The next section outlines the terms and conditions of employment as laid out by the employer. This includes compensation, expected work hours or the duration of the contract.

4. Discuss the job duties

Be clear about what work you expect the employee to complete while under contract with your company. This may include one project or daily tasks that take place over the duration of the employment period. The new hire should know the expectations before they begin work.

5. Include details about compensation

Instead of simply listing the amount of pay the employee receives, include other relevant details about compensation. These details include overtime pay and time off policies, potential bonuses and method of payment. This eliminates confusion about the compensation process.

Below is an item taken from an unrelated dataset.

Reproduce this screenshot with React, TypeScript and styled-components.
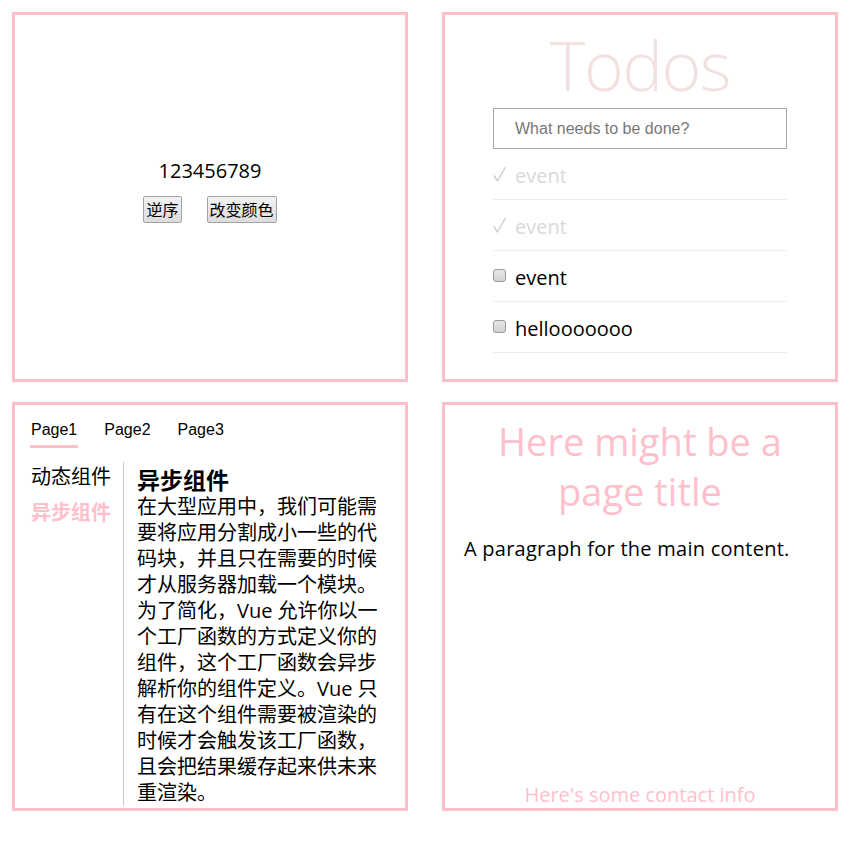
import React from "react";
import styled, { createGlobalStyle } from "styled-components";

const pink = "#ffc0cb";

const GlobalStyle = createGlobalStyle`
  html, body {
    margin: 0;
    padding: 0;
    background: #fff;
  }
  body {
    font-family: "Open Sans", "Noto Sans CJK SC", sans-serif;
    font-size: 20px;
    color: #000;
  }
  * {
    box-sizing: border-box;
  }
`;

const Board = styled.div`
  display: grid;
  grid-template-columns: 396px 396px;
  grid-template-rows: 370px 409px;
  column-gap: 34px;
  row-gap: 20px;
  padding: 12px 0 0 12px;
`;

const Panel = styled.section`
  border: 3px solid ${pink};
  overflow: hidden;
`;

/* ---------- panel 1: reverse / colour ---------- */

const CounterPanel = styled(Panel)`
  display: flex;
  flex-direction: column;
  align-items: center;
  padding-top: 142px;
`;

const Digits = styled.div<{ $color?: string }>`
  font-size: 20px;
  line-height: 27px;
  color: ${(p) => p.$color ?? "#000"};
`;

const ButtonRow = styled.div`
  display: flex;
  gap: 25px;
  margin-top: 12px;
`;

const OldButton = styled.button`
  font-family: "Noto Sans CJK SC", sans-serif;
  font-size: 16px;
  line-height: 21px;
  padding: 2px 2px;
  color: #000;
  border: 1px solid #a3a3a3;
  border-radius: 2px;
  background: linear-gradient(#f2f2f2, #dcdcdc);
`;

/* ---------- panel 2: todos ---------- */

const TodoPanel = styled(Panel)`
  display: flex;
  flex-direction: column;
  align-items: center;
  padding-top: 15px;
`;

const TodoTitle = styled.h1`
  margin: 0;
  font-size: 68px;
  font-weight: 300;
  line-height: 70px;
  letter-spacing: -1.5px;
  color: rgba(175, 47, 47, 0.15);
`;

const TodoBox = styled.div`
  width: 294px;
  margin-top: 8px;
`;

const NewTodo = styled.input`
  display: block;
  width: 100%;
  height: 41px;
  padding: 0 0 0 21px;
  border: 1px solid #a6a6a6;
  font-family: "Liberation Sans", Arial, sans-serif;
  font-size: 16px;
  outline: none;

  &::placeholder {
    color: #777;
  }
`;

const TodoList = styled.ul`
  list-style: none;
  margin: 0;
  padding: 0;
`;

const TodoItem = styled.li<{ $done?: boolean }>`
  display: flex;
  align-items: center;
  height: 51px;
  padding-top: 2px;
  border-bottom: 1px solid #ededed;
  font-size: 20px;
  color: ${(p) => (p.$done ? "#d9d9d9" : "#000")};
`;

const Tick = styled.svg`
  flex: none;
  width: 14px;
  height: 16px;
  margin: 0 8px 2px 0;
`;

const Check = styled.input`
  appearance: none;
  width: 13px;
  height: 13px;
  margin: 0 9px 4px 0;
  border: 1px solid #9a9a9a;
  border-radius: 3px;
  background: linear-gradient(#e6e6e6, #d2d2d2);
`;

const TickIcon = () => (
  <Tick viewBox="0 0 14 16">
    <polyline
      points="1,9.5 4.5,15 12.5,1"
      fill="none"
      stroke="#cdcdcd"
      strokeWidth="1.4"
      strokeLinejoin="round"
    />
  </Tick>
);

/* ---------- panel 3: tabs ---------- */

const TabsPanel = styled(Panel)`
  padding: 15px 0 3px 16px;
  display: flex;
  flex-direction: column;
`;

const TabBar = styled.nav`
  display: flex;
  gap: 25px;
  margin-left: -1px;
`;

const Tab = styled.span<{ $active?: boolean }>`
  padding: 1px 1px 6px;
  font-family: "Liberation Sans", Arial, sans-serif;
  font-size: 16px;
  line-height: 18px;
  border-bottom: 3px solid ${(p) => (p.$active ? pink : "transparent")};
`;

const TabBody = styled.div`
  display: flex;
  flex: 1;
  margin-top: 14px;
`;

const SideNav = styled.ul`
  list-style: none;
  margin: 0;
  padding: 1px 0 0;
  width: 93px;
  border-right: 1px solid #ccc;
`;

const SideItem = styled.li<{ $active?: boolean }>`
  font-family: "Noto Sans CJK SC", sans-serif;
  font-size: 20px;
  line-height: 26px;
  margin-bottom: 10px;
  color: ${(p) => (p.$active ? pink : "#000")};
  font-weight: ${(p) => (p.$active ? 700 : 400)};
`;

const Article = styled.article`
  width: 259px;
  padding: 3px 0 0 13px;
`;

const ArticleTitle = styled.h3`
  margin: 0;
  font-family: "Noto Sans CJK SC", sans-serif;
  font-size: 23px;
  line-height: 29px;
  font-weight: 700;
`;

const ArticleText = styled.p`
  margin: 0;
  font-size: 20px;
  line-height: 26px;
`;

/* ---------- panel 4: layout ---------- */

const LayoutPanel = styled(Panel)`
  display: flex;
  flex-direction: column;
  padding: 11px 19px 0;
`;

const PageTitle = styled.h1`
  margin: 0;
  text-align: center;
  font-size: 38px;
  font-weight: 400;
  line-height: 50px;
  color: ${pink};
`;

const MainText = styled.p`
  margin: 20px 0 0;
  font-size: 20px;
  line-height: 26px;
  letter-spacing: 0.25px;
`;

const Footer = styled.footer`
  margin-top: auto;
  text-align: center;
  font-size: 20px;
  line-height: 26px;
  color: ${pink};
`;

const todos = [
  { text: "event", done: true },
  { text: "event", done: true },
  { text: "event", done: false },
  { text: "hellooooooo", done: false },
];

export default function App() {
  return (
    <>
      <GlobalStyle />
      <Board>
        <CounterPanel>
          <Digits>123456789</Digits>
          <ButtonRow>
            <OldButton>逆序</OldButton>
            <OldButton>改变颜色</OldButton>
          </ButtonRow>
        </CounterPanel>

        <TodoPanel>
          <TodoTitle>Todos</TodoTitle>
          <TodoBox>
            <NewTodo placeholder="What needs to be done?" />
            <TodoList>
              {todos.map((t, i) => (
                <TodoItem key={i} $done={t.done}>
                  {t.done ? <TickIcon /> : <Check type="checkbox" />}
                  {t.text}
                </TodoItem>
              ))}
            </TodoList>
          </TodoBox>
        </TodoPanel>

        <TabsPanel>
          <TabBar>
            <Tab $active>Page1</Tab>
            <Tab>Page2</Tab>
            <Tab>Page3</Tab>
          </TabBar>
          <TabBody>
            <SideNav>
              <SideItem>动态组件</SideItem>
              <SideItem $active>异步组件</SideItem>
            </SideNav>
            <Article>
              <ArticleTitle>异步组件</ArticleTitle>
              <ArticleText>
                在大型应用中，我们可能需要将应用分割成小一些的代码块，并且只在需要的时候才从服务器加载一个模块。为了简化，Vue
                允许你以一个工厂函数的方式定义你的组件，这个工厂函数会异步解析你的组件定义。Vue
                只有在这个组件需要被渲染的时候才会触发该工厂函数，且会把结果缓存起来供未来重渲染。
              </ArticleText>
            </Article>
          </TabBody>
        </TabsPanel>

        <LayoutPanel>
          <PageTitle>Here might be a page title</PageTitle>
          <MainText>A paragraph for the main content.</MainText>
          <Footer>Here's some contact info</Footer>
        </LayoutPanel>
      </Board>
    </>
  );
}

Template of an employment contract

Here is a template of an employment contract:

This employment contract, entered on [Day, Month] in the year [Year] by [Company Name] and [Employee Name], is an agreement of employment between the two parties. This contract is governed by the laws instituted in Hong Kong.

Both parties agree to the following terms and conditions:

1. Employment

The undersigned employee agrees to complete all work as detailed in this contract until the contract ends. They agree to comply with company policy and follow the details of the job description.

2. Position

The undersigned agrees to complete the duties of [Position Name] for the duration of the contract. [Company Name] may assign other relevant duties.

3. Compensation

[Company Name] agrees to pay [dollar amount] to the undersigned [per year/hour/month] before taxes. The employee shall receive the funds through direct deposit.

4. Paid time off details

[Company Name] agrees to provide [amount of holiday, sick or time off days] to the undersigned.

5. Termination

Either party may terminate this contract for any reason. The employer or the employee must give notice before annulling the contract. Otherwise, the contract expires on [date of expiration].